Takacs betonte zum Abschluss, dass der Flüchtlingskoordinator keine gesetzgeberischen Möglichkeiten habe. Er habe vermittelt und Informationen weitergegeben. Und neue gesetzliche Bestimmungen angestoßen, wo nötig. Dennoch: Vieles ist offen. Wie die Zuverdienstgrenze. Kärnten ist gegen eine unterschiedliche Regelung für Vertriebene und Asylwerber. Takacs hält das für falsch.
Oder die Familienbeihilfe. Eine Entscheidung ist seit Monaten offen, auch hier sollen Ukrainer einen anderen Status bekommen.
Weiters die Erhöhung der Tagsätze für die Versorgung der Flüchtlinge. Hier nimmt Takacs die Länder in Pflicht: Alle Landtage müssten die Lösung rasch im eigenen Landtag beschließen. Rückwirkend. Dass die Grundversorgung in jedem Bundesland anders geregelt ist, macht es für die handelnden Personen überdies schwer.

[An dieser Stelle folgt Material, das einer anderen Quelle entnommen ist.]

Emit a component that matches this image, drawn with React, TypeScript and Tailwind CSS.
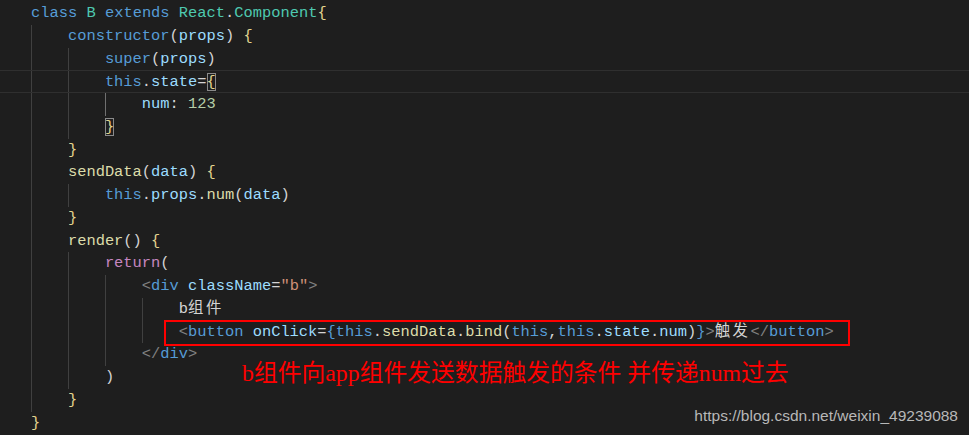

Jetzt mag man Takacs zugutehalten, dass er die Entscheidungen nicht treffen kann. Auf Konfrontation ging er nicht. Das würde Türen zuschlagen, argumentiert er. Es war wohl auch dem geschuldet, dass er seine neue Funktion als Bundespolizeidirektor nicht gefährden wollte.
Achrainer ist da weitaus unabhängiger. Wenn auch der Sektionschef im Flüchtlingswesen Aufsichtsratsvorsitzender der BBU ist. Achrainer kennt alle handelnden Personen, ist anerkannt und sofort handlungsfähig. „Wir sind für die da, die unsere Hilfe brauchen“, legte er sich fest. Sein Schwerpunkt liegt auf der Integration: „Wir müssen die Leute dabei unterstützen, ihr Schicksal selbst in die Hand nehmen zu können.“ Damit hat er recht. Und dazu gibt es noch viel zu tun.
Situation wie 2015?
Gestern früh hat sich der burgenländische Landeshauptmann Hanspeter Doskozil (SPÖ) zur allgemeinen Flüchtlingslage zu Wort gemeldet. Er sieht die Situation an den burgenländischen Grenzen mit 2015 vergleichbar: „Wir müssen Zelte organisieren und die Leute mit Bussen transportieren, weil wir die Erstbefragung nicht mehr durchführen können.“
Das wollte der scheidende Flüchtlingskoordinator Michael Takacs mit Verweis auf eine Pressekonferenz am Freitag nicht kommentieren. Er betonte, der Flüchtlingskoordinator sei für die Vertriebenen aus der Ukraine eingerichtet worden. Und die Zahl der aus der Ukraine eintreffenden Flüchtlinge sei seit Wochen stabil niedrig.